En este sentido, se han venido abajo dos ilusiones: la de
creer que La Tierra es inagotable y la de que nuestro progreso hacia el futuro
es ilimitado. Llevamos así, cuatrocientos años y el modelo ha quebrado.
El saber ecológico quiere hacernos comprender que entre todos
los seres hay una acción e interacción mutua, de modo que todos constituyen una
comunidad cósmica, como un gran sistema homeostático.

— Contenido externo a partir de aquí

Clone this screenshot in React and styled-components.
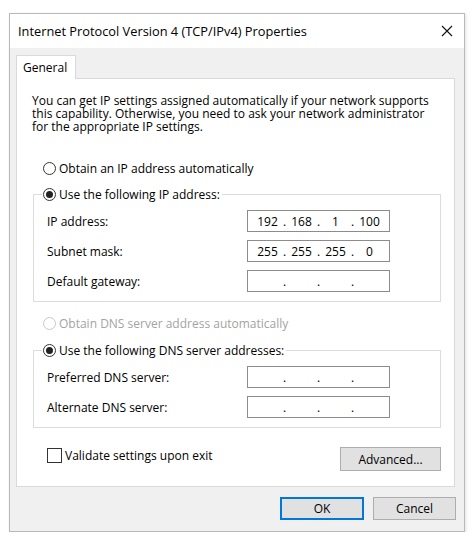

La singularidad de la ciencia ecológica reside en la
transversalidad, es decir, en afirmar que un conocimiento adecuado del universo
no es posible sin relacionar todas nuestras experiencias y formas de saber,
dando lugar a una captación holística de la realidad. Con razón, el econocido
ecólogo brasileño Lutzeberger definía la ecología como “la ciencia de la
sinfonía de la vida, la ciencia de la supervivencia”.
Ocurre, pues, que el objetivo perseguido se ha vuelto contra
nosotros: de dominadores hemos pasado a ser dominados. La calidad de vida se ha
degradado, dos tercios de la humanidad sufren subdesarrollo y pobreza, va a más
la desintegración del equilibrio ambiental, aumenta el ejército de los
trabajadores excluidos.
La ciencia y la técnica pueden liberar al hombre de muchas de
sus necesidades, pero el hombre tiene hambre no solo de pan, y eso no queda
garantizado con los meros recursos de la tecnología. El destino común exige,
por tanto, un cambio de rumbo.
Tal cambio lo apunta la comprensión del nuevo papel del
hombre en la evolución del cosmos: “La biología molecular aportó una
contribución fantástica demostrando la universalidad del código genético: todos
los seres vivos, desde la ameba más primitiva, pasando por los dinosaurios, por
los primates y llegando hasta el homo sapiens/demens
de hoy, emplean el mismo lenguaje genético, formulado fundamentalmente por
cuatro letras básicas: la A (adenina), la C (citosina), la G (guanina), y la T
(timina) para producirse y reproducirse” (L. Boff, Ecología de la tierra, grito de los pobres, Madrid, Trotta, 1996,
p.24).
Todo esto nos lleva a aprender una nueva forma de
comunicación con la totalidad de los seres y sus relaciones. Está emergiendo
una nueva sensibilidad para con el planeta en cuanto totalidad.
Son muchas las culturas que han hablado, muchos los caminos
que se han abierto y todos necesitamos ayudarnos para mejorar los desafíos de
los más variados sistemas.
Sencillamente estamos descubriendo que, por delante, por
encima y por abajo de todos los hallazgos y laberintos se halla nuestra casa
perdida, nuestro hogar común olvidado: La Tierra, la Comunidad humana y
Cósmica.
Ya no admitimos que La Tierra sea una simple reserva
físico-química de materias primas. Es un organismo extremadamente complejo y
dinámico. Es la gran Madre que nos nutre y transporta. Desde esta nueva percepción,
entendemos que la ciencia y la técnica ya no pueden estar contra la naturaleza
sino con ella y a favor de ella. La Tierra y la Humanidad aparecen como una
única entidad, un único ser complejo: no somos extranjeros en La Tierra, sino
hijos de ella, somos La Tierra misma en su expresión de conciencia, de libertad
y de amor (Eclesalia Informativo autoriza y recomienda la difusión de sus
artículos, indicando su procedencia).